EXERCISE BRIEF: Take each line containing "with" and report it exactly as written.

DATASET EXTRACT:
===============

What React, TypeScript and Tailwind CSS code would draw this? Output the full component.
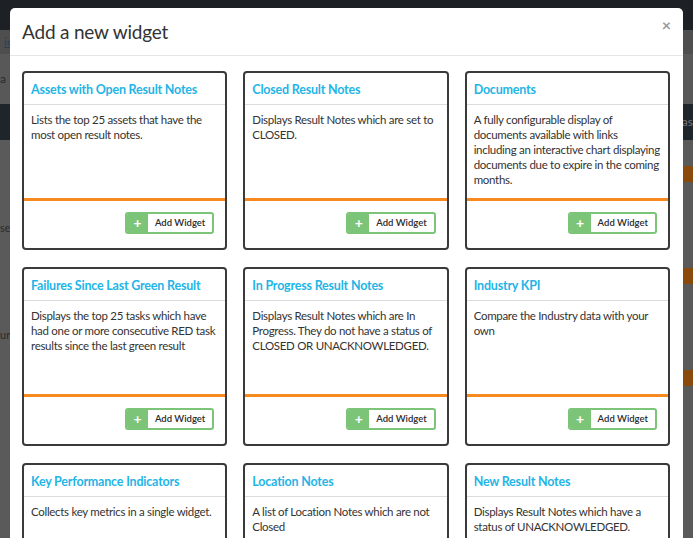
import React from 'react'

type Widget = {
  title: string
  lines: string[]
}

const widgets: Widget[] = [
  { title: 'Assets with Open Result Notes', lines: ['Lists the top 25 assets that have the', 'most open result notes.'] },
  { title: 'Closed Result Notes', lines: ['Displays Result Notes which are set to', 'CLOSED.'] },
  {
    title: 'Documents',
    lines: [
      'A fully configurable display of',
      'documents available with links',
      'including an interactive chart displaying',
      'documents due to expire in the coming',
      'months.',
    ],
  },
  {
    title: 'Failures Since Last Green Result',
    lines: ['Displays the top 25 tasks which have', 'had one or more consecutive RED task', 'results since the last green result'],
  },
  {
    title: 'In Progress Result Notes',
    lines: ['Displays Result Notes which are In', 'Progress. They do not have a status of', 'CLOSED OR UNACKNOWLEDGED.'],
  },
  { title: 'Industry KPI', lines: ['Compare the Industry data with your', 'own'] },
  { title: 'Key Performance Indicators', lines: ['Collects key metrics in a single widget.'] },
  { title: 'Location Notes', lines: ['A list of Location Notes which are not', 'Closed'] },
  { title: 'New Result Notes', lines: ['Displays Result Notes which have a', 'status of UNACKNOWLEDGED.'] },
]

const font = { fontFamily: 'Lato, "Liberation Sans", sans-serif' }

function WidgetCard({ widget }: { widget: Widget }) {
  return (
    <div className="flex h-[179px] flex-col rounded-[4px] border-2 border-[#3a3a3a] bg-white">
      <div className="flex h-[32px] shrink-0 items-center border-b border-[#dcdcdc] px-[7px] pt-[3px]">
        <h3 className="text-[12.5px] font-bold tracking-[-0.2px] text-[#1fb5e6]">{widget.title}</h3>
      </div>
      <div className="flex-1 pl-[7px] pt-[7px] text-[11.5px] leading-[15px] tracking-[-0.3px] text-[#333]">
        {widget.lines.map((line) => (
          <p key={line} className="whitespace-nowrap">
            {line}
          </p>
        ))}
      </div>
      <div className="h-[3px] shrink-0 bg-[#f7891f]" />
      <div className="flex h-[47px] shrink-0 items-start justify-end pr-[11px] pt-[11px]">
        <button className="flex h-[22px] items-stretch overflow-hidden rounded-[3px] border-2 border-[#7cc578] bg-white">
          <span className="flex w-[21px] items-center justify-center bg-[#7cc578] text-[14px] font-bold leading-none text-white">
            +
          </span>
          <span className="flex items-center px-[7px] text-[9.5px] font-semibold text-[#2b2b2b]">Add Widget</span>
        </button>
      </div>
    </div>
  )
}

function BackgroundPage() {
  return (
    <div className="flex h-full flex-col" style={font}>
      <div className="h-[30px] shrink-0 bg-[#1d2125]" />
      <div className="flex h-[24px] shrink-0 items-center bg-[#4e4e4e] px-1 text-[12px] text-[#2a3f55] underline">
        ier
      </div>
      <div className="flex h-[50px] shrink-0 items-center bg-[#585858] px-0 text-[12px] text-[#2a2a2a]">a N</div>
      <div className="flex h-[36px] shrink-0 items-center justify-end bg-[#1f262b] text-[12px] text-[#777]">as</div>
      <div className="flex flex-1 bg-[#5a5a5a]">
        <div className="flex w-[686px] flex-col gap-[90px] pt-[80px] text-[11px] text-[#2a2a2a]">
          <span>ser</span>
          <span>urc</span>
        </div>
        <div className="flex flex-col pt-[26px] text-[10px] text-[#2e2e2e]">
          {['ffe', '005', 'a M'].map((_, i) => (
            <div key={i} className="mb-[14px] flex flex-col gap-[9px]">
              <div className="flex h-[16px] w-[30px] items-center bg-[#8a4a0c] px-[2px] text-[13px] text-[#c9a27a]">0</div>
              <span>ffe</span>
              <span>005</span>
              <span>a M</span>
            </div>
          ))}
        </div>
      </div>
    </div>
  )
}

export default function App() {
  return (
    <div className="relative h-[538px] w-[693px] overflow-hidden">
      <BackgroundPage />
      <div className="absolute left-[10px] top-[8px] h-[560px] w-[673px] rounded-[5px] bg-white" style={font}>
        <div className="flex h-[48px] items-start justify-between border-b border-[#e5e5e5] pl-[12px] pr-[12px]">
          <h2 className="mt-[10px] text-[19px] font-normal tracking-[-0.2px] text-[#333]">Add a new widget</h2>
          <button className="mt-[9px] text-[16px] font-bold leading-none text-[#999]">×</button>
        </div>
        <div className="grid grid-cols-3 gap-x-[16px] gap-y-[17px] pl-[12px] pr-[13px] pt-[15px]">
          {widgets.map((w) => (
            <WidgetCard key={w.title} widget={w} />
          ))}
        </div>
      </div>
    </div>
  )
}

===============

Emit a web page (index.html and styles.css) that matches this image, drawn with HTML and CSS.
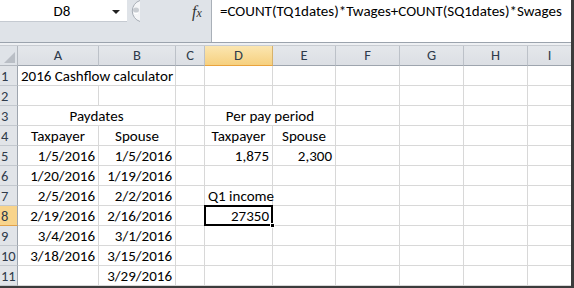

===============

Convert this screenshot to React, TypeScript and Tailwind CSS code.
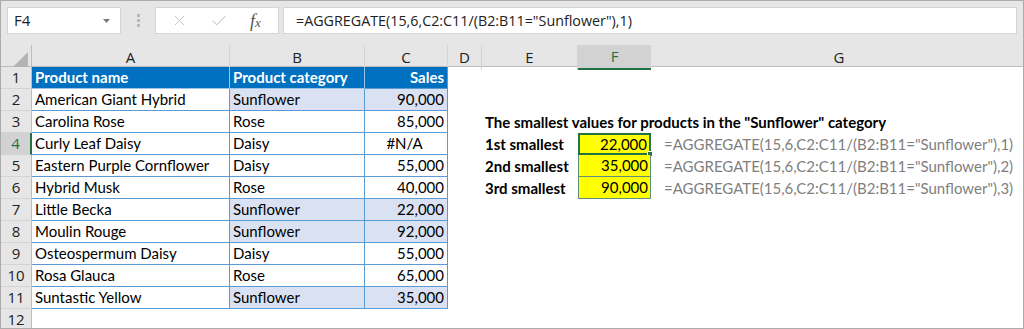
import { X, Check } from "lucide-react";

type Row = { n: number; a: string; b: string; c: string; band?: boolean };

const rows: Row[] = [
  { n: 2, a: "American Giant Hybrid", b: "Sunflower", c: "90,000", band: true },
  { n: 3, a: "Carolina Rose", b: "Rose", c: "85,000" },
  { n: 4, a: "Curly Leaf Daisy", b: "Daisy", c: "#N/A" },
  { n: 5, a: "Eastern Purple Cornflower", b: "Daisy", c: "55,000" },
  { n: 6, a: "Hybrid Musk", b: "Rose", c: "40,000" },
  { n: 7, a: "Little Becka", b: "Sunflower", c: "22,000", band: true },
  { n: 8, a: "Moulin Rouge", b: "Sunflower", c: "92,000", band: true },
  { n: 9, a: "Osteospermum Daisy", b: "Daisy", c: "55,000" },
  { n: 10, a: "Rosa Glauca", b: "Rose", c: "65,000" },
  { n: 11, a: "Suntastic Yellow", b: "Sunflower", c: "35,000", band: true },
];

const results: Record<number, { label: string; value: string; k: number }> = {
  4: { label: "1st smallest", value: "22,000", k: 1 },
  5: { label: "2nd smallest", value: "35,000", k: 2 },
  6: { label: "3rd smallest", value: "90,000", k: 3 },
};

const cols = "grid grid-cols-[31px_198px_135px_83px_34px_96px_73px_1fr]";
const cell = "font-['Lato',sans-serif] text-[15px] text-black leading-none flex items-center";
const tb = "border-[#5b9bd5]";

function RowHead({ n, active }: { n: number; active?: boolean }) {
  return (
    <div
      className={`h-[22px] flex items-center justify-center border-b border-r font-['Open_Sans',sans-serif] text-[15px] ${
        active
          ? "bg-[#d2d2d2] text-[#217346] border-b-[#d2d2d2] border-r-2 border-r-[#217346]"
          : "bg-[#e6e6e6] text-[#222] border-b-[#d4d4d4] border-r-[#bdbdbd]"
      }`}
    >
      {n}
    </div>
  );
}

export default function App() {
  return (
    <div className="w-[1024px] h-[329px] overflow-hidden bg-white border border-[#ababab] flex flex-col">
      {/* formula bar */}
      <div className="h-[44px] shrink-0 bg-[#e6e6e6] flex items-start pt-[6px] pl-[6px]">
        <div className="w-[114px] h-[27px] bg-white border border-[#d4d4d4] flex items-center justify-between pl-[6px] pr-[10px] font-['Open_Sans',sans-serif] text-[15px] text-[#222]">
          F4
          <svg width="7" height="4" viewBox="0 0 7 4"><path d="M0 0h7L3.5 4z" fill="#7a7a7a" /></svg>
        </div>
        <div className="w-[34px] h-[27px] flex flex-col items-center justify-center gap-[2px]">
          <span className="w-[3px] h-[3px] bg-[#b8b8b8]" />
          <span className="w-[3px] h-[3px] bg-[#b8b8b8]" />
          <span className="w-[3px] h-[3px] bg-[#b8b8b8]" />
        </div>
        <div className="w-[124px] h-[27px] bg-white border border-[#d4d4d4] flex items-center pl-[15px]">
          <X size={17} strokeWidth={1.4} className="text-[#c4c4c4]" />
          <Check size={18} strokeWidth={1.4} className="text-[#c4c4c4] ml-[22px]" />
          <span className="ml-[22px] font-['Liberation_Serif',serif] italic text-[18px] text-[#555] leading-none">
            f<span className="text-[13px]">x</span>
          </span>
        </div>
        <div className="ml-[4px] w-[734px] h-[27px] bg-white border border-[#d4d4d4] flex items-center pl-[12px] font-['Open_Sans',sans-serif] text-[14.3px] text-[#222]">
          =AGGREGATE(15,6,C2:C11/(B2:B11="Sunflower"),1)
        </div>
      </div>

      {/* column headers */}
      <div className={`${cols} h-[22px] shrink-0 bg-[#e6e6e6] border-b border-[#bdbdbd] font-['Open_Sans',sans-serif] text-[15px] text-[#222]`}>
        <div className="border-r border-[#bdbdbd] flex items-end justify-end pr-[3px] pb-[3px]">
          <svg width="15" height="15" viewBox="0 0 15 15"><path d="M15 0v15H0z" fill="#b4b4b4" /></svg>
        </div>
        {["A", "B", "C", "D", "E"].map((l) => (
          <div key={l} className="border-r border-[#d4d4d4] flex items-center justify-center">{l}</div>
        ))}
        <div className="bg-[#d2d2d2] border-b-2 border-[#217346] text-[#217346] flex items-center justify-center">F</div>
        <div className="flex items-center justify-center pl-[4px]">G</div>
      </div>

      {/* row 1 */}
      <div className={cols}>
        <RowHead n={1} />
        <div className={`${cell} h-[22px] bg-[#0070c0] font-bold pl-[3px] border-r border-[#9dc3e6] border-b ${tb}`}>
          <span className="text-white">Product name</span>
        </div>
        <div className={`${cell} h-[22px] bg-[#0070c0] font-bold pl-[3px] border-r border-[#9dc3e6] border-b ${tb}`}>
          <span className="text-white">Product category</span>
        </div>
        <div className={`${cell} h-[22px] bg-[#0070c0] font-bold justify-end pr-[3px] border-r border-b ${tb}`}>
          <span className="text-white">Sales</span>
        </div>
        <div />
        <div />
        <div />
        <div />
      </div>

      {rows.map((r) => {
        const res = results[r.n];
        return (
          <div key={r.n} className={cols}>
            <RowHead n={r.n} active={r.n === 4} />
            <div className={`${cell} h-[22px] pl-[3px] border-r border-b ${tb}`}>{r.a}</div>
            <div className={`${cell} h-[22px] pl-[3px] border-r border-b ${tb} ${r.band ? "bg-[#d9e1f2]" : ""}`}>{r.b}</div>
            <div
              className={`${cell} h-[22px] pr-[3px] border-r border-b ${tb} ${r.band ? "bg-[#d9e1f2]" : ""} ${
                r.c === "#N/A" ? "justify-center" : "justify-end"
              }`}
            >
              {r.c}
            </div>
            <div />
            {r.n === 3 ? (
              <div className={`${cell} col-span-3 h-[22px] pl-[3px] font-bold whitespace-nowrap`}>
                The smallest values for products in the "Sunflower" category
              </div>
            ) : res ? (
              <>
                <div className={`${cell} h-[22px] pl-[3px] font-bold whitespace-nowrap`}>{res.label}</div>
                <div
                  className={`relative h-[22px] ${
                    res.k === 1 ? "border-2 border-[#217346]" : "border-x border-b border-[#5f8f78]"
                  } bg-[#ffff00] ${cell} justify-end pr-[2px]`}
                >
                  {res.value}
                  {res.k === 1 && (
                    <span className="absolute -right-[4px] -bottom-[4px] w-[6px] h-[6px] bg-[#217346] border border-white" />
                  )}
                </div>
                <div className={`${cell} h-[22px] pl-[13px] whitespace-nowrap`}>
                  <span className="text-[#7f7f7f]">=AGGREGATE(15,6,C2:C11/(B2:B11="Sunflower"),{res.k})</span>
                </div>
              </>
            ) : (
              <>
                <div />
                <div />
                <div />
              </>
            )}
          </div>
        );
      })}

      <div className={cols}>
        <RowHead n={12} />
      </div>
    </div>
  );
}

===============

ANSWER TO THE TASK:
  { title: 'Assets with Open Result Notes', lines: ['Lists the top 25 assets that have the', 'most open result notes.'] },
      'documents available with links',
  { title: 'Industry KPI', lines: ['Compare the Industry data with your', 'own'] },
Emit a web page (index.html and styles.css) that matches this image, drawn with HTML and CSS.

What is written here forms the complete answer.